> [What is asked] List, from the lines below, each one with "React" in it.

===============

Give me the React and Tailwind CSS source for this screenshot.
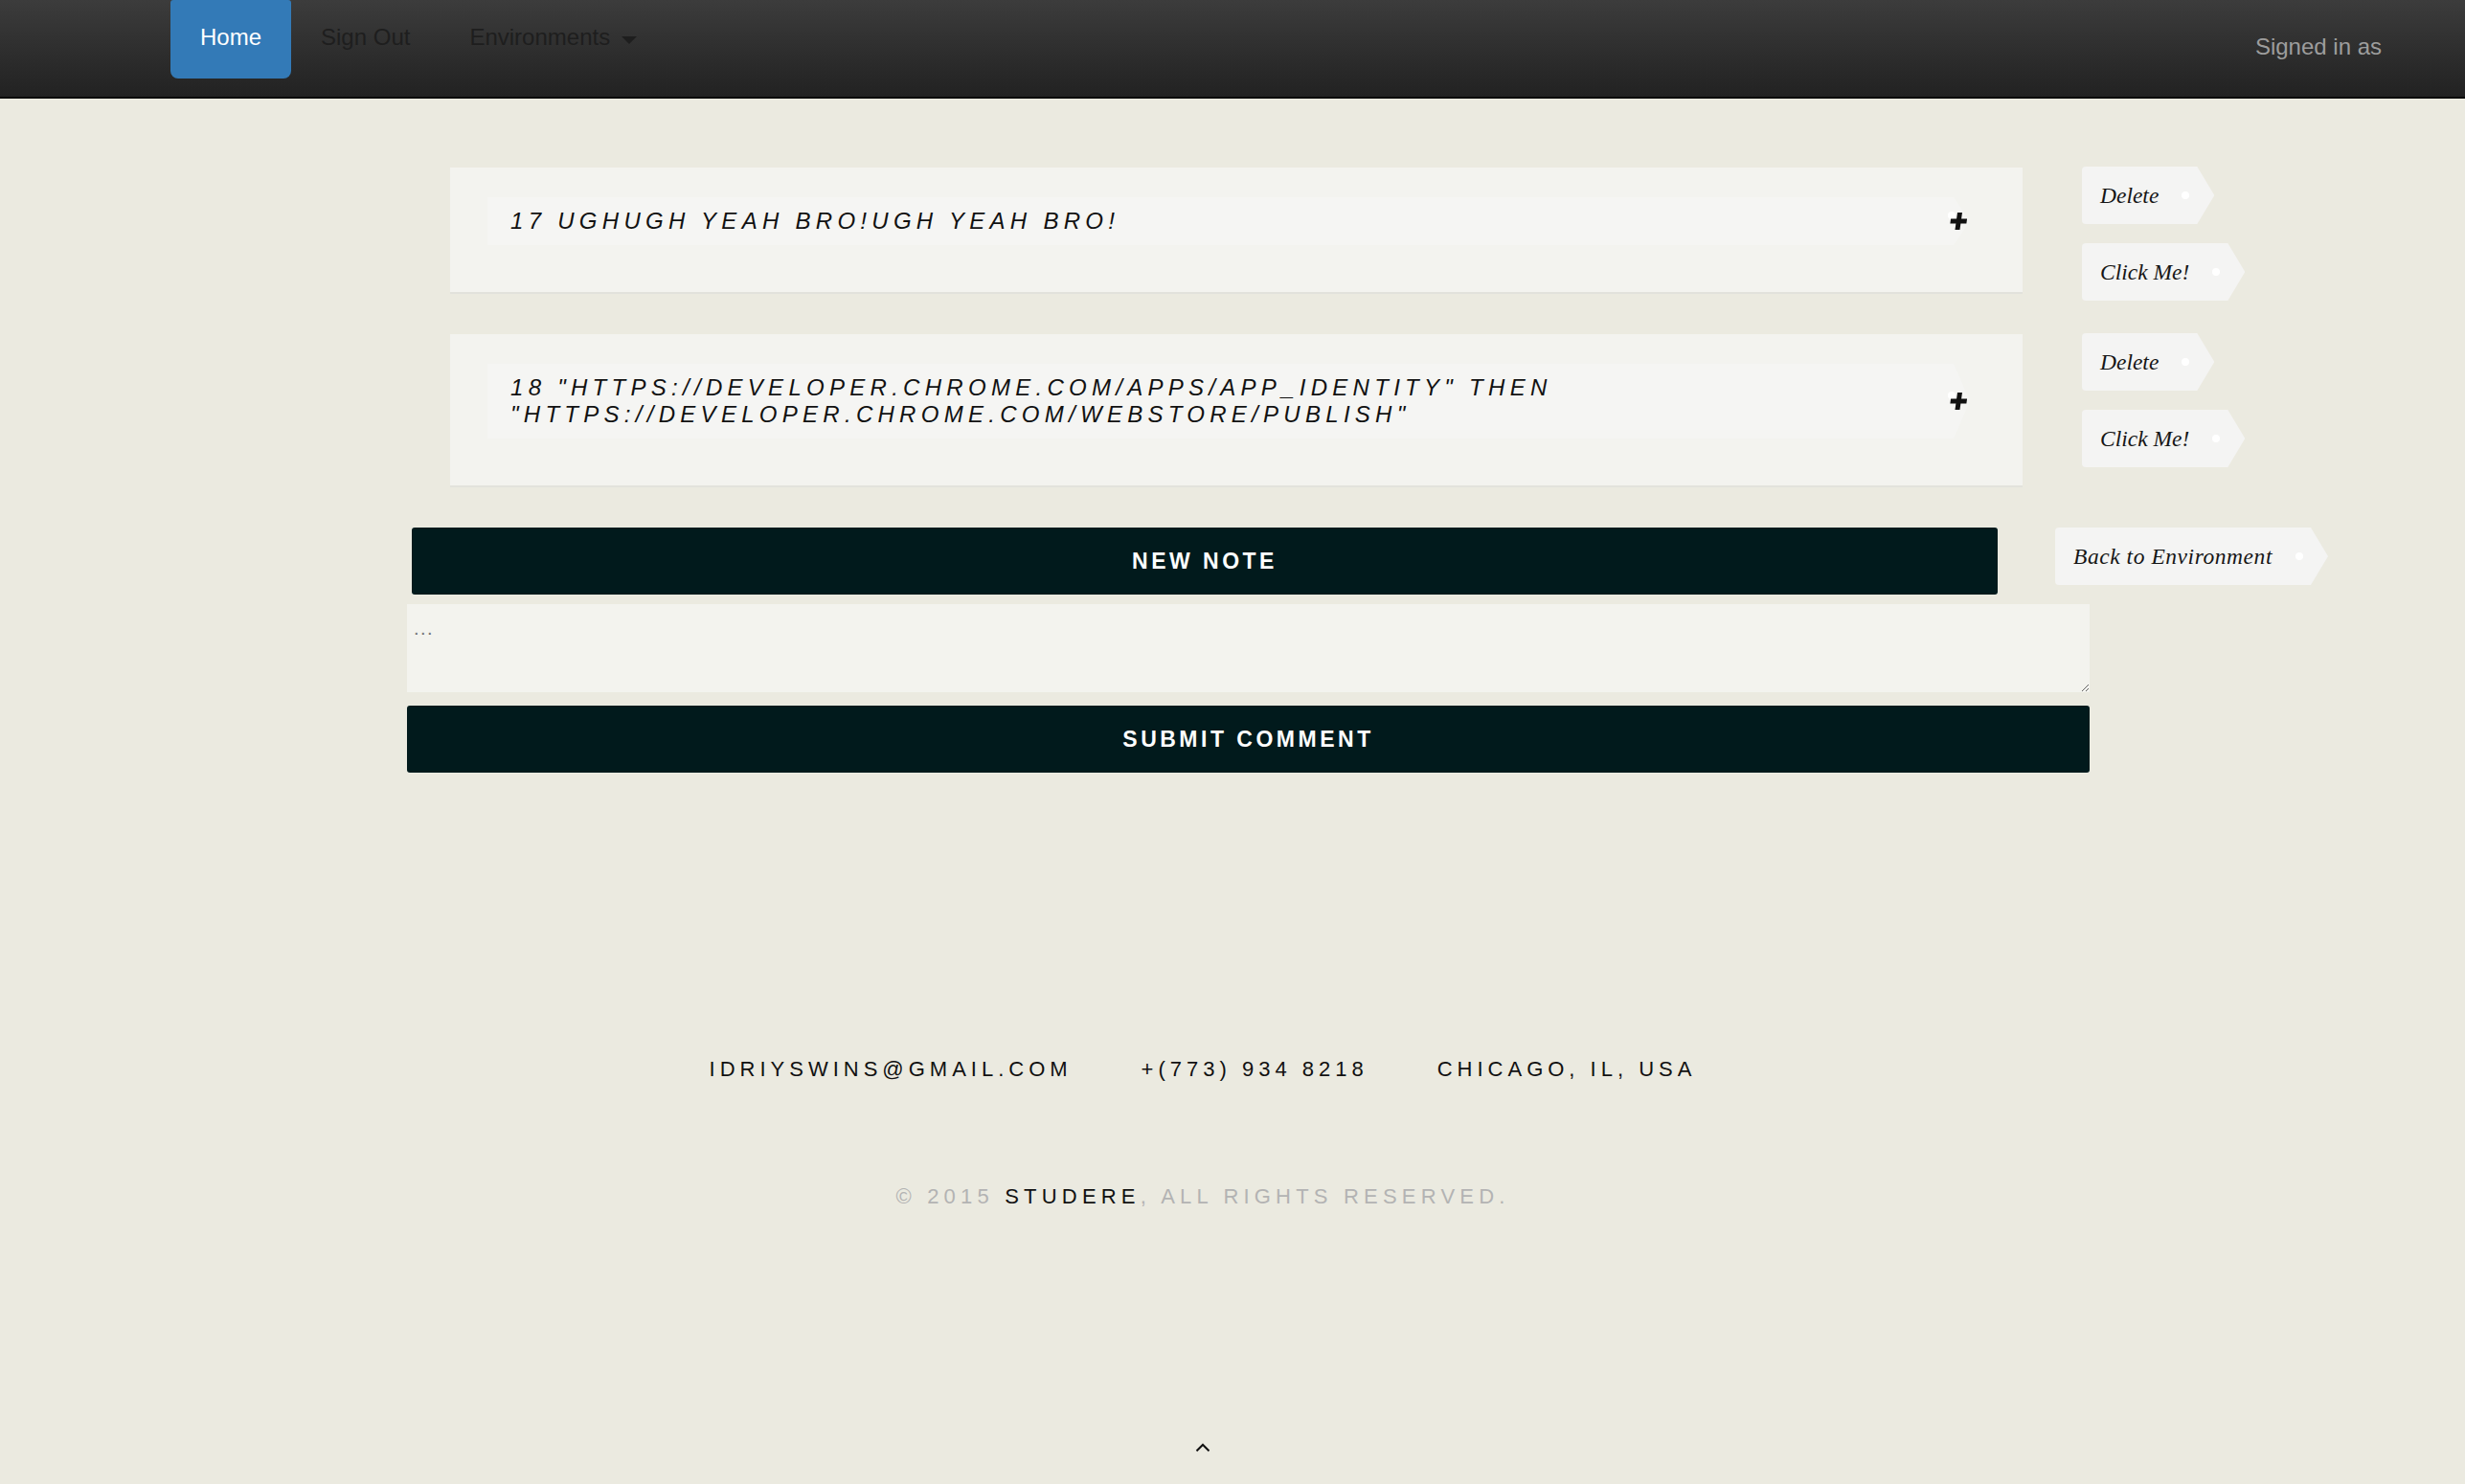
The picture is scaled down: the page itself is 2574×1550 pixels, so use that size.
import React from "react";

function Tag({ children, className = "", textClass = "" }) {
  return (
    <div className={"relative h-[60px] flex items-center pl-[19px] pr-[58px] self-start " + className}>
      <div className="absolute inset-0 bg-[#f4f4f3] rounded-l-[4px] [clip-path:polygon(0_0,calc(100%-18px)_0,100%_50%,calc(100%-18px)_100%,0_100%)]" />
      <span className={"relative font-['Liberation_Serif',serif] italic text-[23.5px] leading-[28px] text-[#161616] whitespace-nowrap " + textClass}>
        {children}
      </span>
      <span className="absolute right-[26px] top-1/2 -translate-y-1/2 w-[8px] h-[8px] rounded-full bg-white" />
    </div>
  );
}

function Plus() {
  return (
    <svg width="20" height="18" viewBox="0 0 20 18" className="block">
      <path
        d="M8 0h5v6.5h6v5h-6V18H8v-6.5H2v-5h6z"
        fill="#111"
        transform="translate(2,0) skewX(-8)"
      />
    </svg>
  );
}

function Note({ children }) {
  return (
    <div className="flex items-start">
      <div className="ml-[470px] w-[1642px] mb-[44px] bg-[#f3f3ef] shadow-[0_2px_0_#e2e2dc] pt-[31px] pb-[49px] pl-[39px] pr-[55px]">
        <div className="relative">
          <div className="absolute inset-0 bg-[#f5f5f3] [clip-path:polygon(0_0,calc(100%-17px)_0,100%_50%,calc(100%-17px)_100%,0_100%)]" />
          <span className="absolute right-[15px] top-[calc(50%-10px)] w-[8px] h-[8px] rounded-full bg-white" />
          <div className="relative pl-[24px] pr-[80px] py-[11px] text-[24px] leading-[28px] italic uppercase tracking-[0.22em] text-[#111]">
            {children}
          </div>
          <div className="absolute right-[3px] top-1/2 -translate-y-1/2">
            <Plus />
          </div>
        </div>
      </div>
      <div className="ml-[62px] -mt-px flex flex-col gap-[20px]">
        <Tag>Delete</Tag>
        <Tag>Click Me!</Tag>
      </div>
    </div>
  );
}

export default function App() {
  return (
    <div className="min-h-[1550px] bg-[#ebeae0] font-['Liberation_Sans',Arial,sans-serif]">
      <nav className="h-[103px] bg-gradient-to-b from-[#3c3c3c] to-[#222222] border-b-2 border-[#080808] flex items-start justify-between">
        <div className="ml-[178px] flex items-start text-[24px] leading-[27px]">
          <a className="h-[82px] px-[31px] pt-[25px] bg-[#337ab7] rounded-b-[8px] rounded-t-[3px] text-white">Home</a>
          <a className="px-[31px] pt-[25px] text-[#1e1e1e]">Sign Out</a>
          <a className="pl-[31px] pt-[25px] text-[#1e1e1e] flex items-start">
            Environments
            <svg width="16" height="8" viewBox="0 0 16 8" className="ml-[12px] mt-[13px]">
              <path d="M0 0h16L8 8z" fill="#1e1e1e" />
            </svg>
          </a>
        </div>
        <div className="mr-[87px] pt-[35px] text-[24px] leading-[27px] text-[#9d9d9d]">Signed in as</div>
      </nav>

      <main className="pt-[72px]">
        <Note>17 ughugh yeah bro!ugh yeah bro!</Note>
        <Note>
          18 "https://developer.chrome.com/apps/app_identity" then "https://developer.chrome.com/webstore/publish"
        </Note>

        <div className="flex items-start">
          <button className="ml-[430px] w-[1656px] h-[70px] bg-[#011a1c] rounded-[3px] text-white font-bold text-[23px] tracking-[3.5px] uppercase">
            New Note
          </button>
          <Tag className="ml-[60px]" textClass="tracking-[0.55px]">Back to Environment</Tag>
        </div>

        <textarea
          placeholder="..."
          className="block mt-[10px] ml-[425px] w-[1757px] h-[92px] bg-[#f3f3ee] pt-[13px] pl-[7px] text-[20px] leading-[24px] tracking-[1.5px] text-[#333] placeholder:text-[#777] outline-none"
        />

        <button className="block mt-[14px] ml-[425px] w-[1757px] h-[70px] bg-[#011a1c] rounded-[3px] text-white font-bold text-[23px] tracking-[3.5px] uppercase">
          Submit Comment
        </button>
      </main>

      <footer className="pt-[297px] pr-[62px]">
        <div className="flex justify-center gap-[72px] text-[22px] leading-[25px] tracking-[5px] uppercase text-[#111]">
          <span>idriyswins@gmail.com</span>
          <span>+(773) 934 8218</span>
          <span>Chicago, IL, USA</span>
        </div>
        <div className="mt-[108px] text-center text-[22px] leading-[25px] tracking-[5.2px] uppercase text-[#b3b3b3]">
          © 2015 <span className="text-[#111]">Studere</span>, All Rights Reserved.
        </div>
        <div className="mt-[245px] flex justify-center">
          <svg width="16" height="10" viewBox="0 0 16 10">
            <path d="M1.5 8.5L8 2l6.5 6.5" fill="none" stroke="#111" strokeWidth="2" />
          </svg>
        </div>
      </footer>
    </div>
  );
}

===============

> [Final result]
Give me the React and Tailwind CSS source for this screenshot.
import React from "react";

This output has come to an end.